He used to sit on desks at the front of the classroom, swinging his legs as he explained some concept or fact. This particular morning, there was a pool of blue ink on his chosen desk. We could see it on one of his hands as he waved it around, then it was on the other, then on his legs (walk shorts) and clothes, and eventually smeared across his brow.
By the end of the 50-minute period, there was ink spread across pretty much the whole room, including our notepads and bags. It would have made a fascinating forensic study to trace the ink's progress.
A similar thing happened to me at the weekend. Without realising it, I knelt in my wife's make-up in the dusky gloom as I pulled the curtains in our bedroom. Later I noticed big blobs of make-up on my trousers and thought, well, that's wrecked them.
The make-up container had mysteriously disappeared and, not long after, we found streaks of the stuff all over the duvet and on piles of other clothes. Finally we found the nearly-empty box on the floor by the side of the bed and realised I must have elegantly carried it over there, squashed and held in suspension on my knee, before it fell off when I knelt
to pull the other curtains. What a mess!
I've always been a fan of slapstick and think Laurel and Hardy would have been proud of my efforts.
Norman Kirk memories
Lyndall Hancock of Waverley has written to reiterate the plane carrying Norman Kirk's body could not land in Timaru on September 5, 1974.

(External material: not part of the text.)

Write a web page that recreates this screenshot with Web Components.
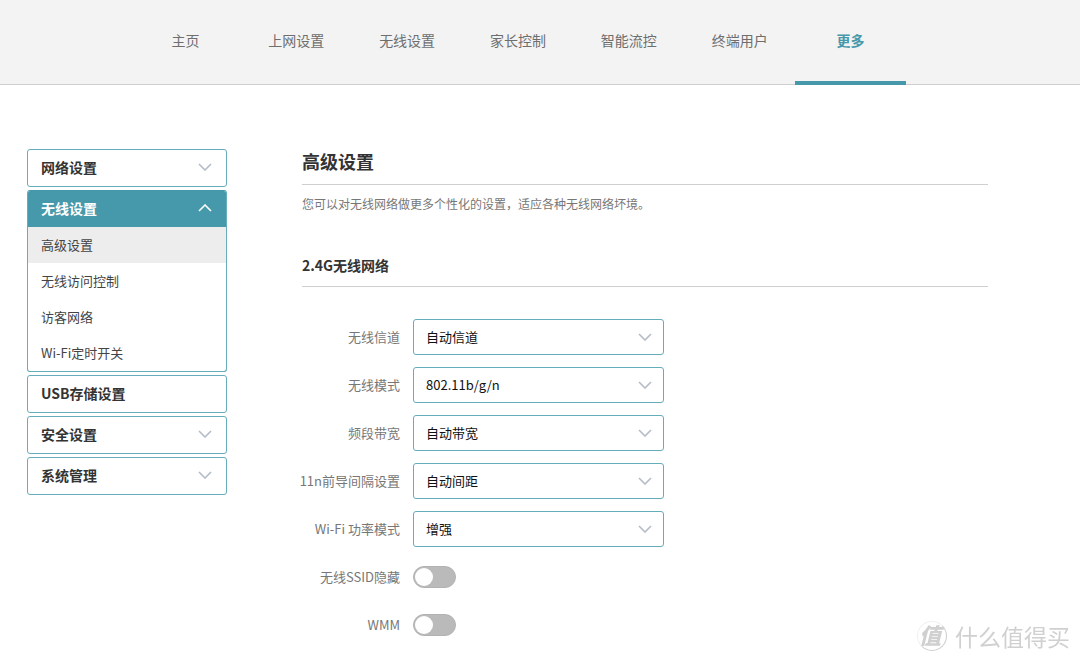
<!DOCTYPE html>
<html lang="zh-CN">
<head>
<meta charset="utf-8">
<meta name="viewport" content="width=device-width, initial-scale=1">
<title>高级设置</title>
<style>
:root {
  --accent: #4698ab;
  --edge: #66adbb;
  --rule: #cfcfcf;
  --chevron: #b4bcc6;
}
body {
  margin: 0;
  background: #fff;
  color: #333;
  font: 13px/20px "Noto Sans CJK SC", "Noto Sans", sans-serif;
}
</style>
</head>
<body>
<router-app></router-app>
<script>
const chevron = (flip) => `<svg class="chevron" width="14" height="8" viewBox="0 0 14 8" fill="none" aria-hidden="true"><path d="${flip ? 'M1 7L7 1L13 7' : 'M1 1L7 7L13 1'}" stroke="currentColor" stroke-width="1.6"/></svg>`;

class BaseElement extends HTMLElement {
  connectedCallback() {
    if (!this.shadowRoot) {
      this.attachShadow({ mode: 'open' }).innerHTML = `<style>*{box-sizing:border-box}${this.css()}</style>${this.html()}`;
    }
  }
}

class NavTab extends BaseElement {
  css() { return `
    :host { display: block; }
    a { display: flex; justify-content: center; height: 85px; padding-top: 30px; color: #6e6e6e; font-size: 14px; text-decoration: none; border-bottom: 4px solid transparent; white-space: nowrap; }
    :host([active]) a { color: var(--accent); font-weight: bold; border-color: var(--accent); }`; }
  html() { return `<a href="#"><slot></slot></a>`; }
}

class TopNav extends BaseElement {
  css() { return `
    :host { display: block; background: linear-gradient(var(--rule), var(--rule)) bottom / 100% 1px no-repeat #f3f3f3; }
    nav { display: grid; grid-template-columns: repeat(7, 1fr); margin: 0 174px 0 130px; }`; }
  html() { return `<nav><slot></slot></nav>`; }
}

class MenuGroup extends BaseElement {
  css() { return `
    :host { display: block; border: 1px solid var(--edge); border-radius: 3px; overflow: hidden; }
    button { display: flex; align-items: center; justify-content: space-between; width: 100%; height: 36px; padding: 0 14px 2px 13px; border: 0; background: none; color: #333; font: bold 14px/20px "Noto Sans CJK SC", sans-serif; }
    .chevron { color: var(--chevron); }
    :host([open]) { border-top-color: var(--accent); }
    :host([open]) button { background: var(--accent); color: #fff; }
    :host([open]) .chevron { color: #fff; }`; }
  html() {
    const open = this.hasAttribute('open');
    return `<button type="button"${this.hasAttribute('plain') ? '' : ` aria-expanded="${open}"`}>${this.getAttribute('label')}${this.hasAttribute('plain') ? '' : chevron(open)}</button><slot></slot>`;
  }
}

class MenuItem extends BaseElement {
  css() { return `
    :host { display: block; }
    a { display: block; padding: 8px 13px; color: #444; text-decoration: none; }
    :host([active]) a { background: #ededed; }`; }
  html() { return `<a href="#"><slot></slot></a>`; }
}

class SideMenu extends BaseElement {
  css() { return `
    :host { display: block; }
    nav { display: flex; flex-direction: column; gap: 3px; }`; }
  html() { return `<nav><slot></slot></nav>`; }
}

const rowCss = `
  :host { display: grid; grid-template-columns: 98px minmax(0, 251px); column-gap: 13px; align-items: center; min-height: 36px; }
  label { color: #777; white-space: nowrap; justify-self: end; }`;

class SelectRow extends BaseElement {
  css() { return `${rowCss}
    .box { display: grid; align-items: center; }
    select, .chevron { grid-area: 1 / 1; }
    select { appearance: none; width: 100%; height: 36px; padding: 0 32px 0 12px; border: 1px solid var(--edge); border-radius: 3px; background: #fff; color: #111; font: 13px/20px "Noto Sans CJK SC", sans-serif; }
    .chevron { justify-self: end; margin-right: 12px; color: var(--chevron); pointer-events: none; }`; }
  html() { return `<label for="field">${this.getAttribute('label')}</label><div class="box"><select id="field"><option>${this.getAttribute('value')}</option></select>${chevron(false)}</div>`; }
}

class SwitchRow extends BaseElement {
  css() { return `${rowCss}
    input { appearance: none; display: flex; align-items: center; width: 43px; height: 22px; margin: 0; padding: 0 1px; border: 1px solid #b2b2b2; border-radius: 11px; background: #bababa; }
    input::before { content: ""; width: 18px; height: 18px; border-radius: 50%; background: #fff; }
    input:checked { background: var(--accent); border-color: var(--accent); justify-content: flex-end; }`; }
  html() { return `<label for="field">${this.getAttribute('label')}</label><input id="field" type="checkbox" role="switch">`; }
}

class SettingsPanel extends BaseElement {
  css() { return `
    :host { display: block; }
    h1, h2 { margin: 0; border-bottom: 1px solid var(--rule); color: #333; }
    h1 { font-size: 18px; line-height: 24px; padding-bottom: 11px; }
    p { margin: 9px 0 41px; color: #777; font-size: 12px; }
    h2 { font-size: 14px; line-height: 20px; padding-bottom: 11px; }
    form { display: flex; flex-direction: column; gap: 12px; margin-top: 32px; }`; }
  html() { return `
    <h1>高级设置</h1>
    <p>您可以对无线网络做更多个性化的设置，适应各种无线网络坏境。</p>
    <h2>2.4G无线网络</h2>
    <form><slot></slot></form>`; }
}

class BrandMark extends BaseElement {
  css() { return `
    :host { position: fixed; right: 10px; bottom: 11px; display: flex; align-items: center; gap: 8px; color: #d0d0d0; pointer-events: none; }
    .seal { display: grid; place-items: center; width: 30px; height: 30px; border: 1px solid #f0f0f0; border-right-color: #ccc; border-bottom-color: #ccc; border-radius: 50%; font-size: 22px; line-height: 24px; font-weight: bold; font-style: italic; }
    .seal b { margin: 0 4px 4px 0; }
    .name { font-size: 23px; line-height: 30px; }`; }
  html() { return `<span class="seal"><b>值</b></span><span class="name">什么值得买</span>`; }
}

class RouterApp extends BaseElement {
  css() { return `
    :host { display: block; }
    .page { display: grid; grid-template-columns: 200px minmax(0, 1fr); column-gap: 75px; align-items: start; padding: 64px 92px 18px 27px; }`; }
  html() { return `
    <top-nav>
      <nav-tab>主页</nav-tab><nav-tab>上网设置</nav-tab><nav-tab>无线设置</nav-tab><nav-tab>家长控制</nav-tab><nav-tab>智能流控</nav-tab><nav-tab>终端用户</nav-tab><nav-tab active>更多</nav-tab>
    </top-nav>
    <div class="page">
      <side-menu>
        <menu-group label="网络设置"></menu-group>
        <menu-group label="无线设置" open>
          <menu-item active>高级设置</menu-item>
          <menu-item>无线访问控制</menu-item>
          <menu-item>访客网络</menu-item>
          <menu-item>Wi-Fi定时开关</menu-item>
        </menu-group>
        <menu-group label="USB存储设置" plain></menu-group>
        <menu-group label="安全设置"></menu-group>
        <menu-group label="系统管理"></menu-group>
      </side-menu>
      <main>
        <settings-panel>
          <select-row label="无线信道" value="自动信道"></select-row>
          <select-row label="无线模式" value="802.11b/g/n"></select-row>
          <select-row label="频段带宽" value="自动带宽"></select-row>
          <select-row label="11n前导间隔设置" value="自动间距"></select-row>
          <select-row label="Wi-Fi 功率模式" value="增强"></select-row>
          <switch-row label="无线SSID隐藏"></switch-row>
          <switch-row label="WMM"></switch-row>
        </settings-panel>
      </main>
    </div>
    <brand-mark></brand-mark>`; }
}

for (const [name, type] of [
  ['nav-tab', NavTab], ['top-nav', TopNav], ['menu-group', MenuGroup], ['menu-item', MenuItem],
  ['side-menu', SideMenu], ['select-row', SelectRow], ['switch-row', SwitchRow],
  ['settings-panel', SettingsPanel], ['brand-mark', BrandMark], ['router-app', RouterApp],
]) customElements.define(name, type);
</script>
</body>
</html>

``The approximate arrival was given - I remember it was far less than the two hours Christchurch to Timaru as it was at the time, but then of course the police escort would have made the difference.
``I wasn't able to come back at the later time, but I was in Waimate the next day and visited the grave.''
Alister Young also remembers the funeral procession.
``I was at a hockey tournament in Napier when we heard of his death and remember our sadness at the loss of an exceptional man, knowing we would not see the likes of him again.
``A few days later I was back home working at the insulator factory in Temuka. Norman's funeral cortege was travelling down to Waimate by road.
``All the businesses and factories stopped work and people came out and lined both sides of the main road through the town in silence to pay their respects. It was sombre, emotional, and a very moving moment.''
Denise Harger also recalls the cortege.
``I was a young married woman in Timaru with a baby and I was one of hundreds who lined the main street as the funeral procession went past. It was so moving and memorable.''
ODT reporter Kay Sinclair, then at Radio 4XO in Dunedin, was working on the afternoon of the funeral:
``I recall waiting for Tom Frewen to phone his funeral report from Waimate to the 4XO newsroom. Tom made a false start - he started his report, fluffed it part way through, cursed colourfully, then started again.
``Deadline pressure meant I had to guess the right place to start the tape for the news report, live to air hoping I'd run the tape far enough to avoid the purple patch. A nervous few seconds!
``Like most people I think we were still stunned by events but had to do our job as journos. And Tom had to contend with the delay and our looming news deadline. No pressure!''
Kerry McAuley of Clyde sent a Dunedin cable car photo which appeared in the New Zealand Women's Weekly of August 22, 1994 in the ``Those were the Days'' section.
``This is the last trip taken by the Mornington cable car. The policeman in the centre at the front is my late father-in-law Kel McAuley.
``My mother-in-law remembers that this photo was taken on March 2, 1957, as she was in the `home' after the arrival of their first son David (my husband), and was wondering why Kel had not been to visit that day.
``I guess it was a case of `every picture tells a story'''.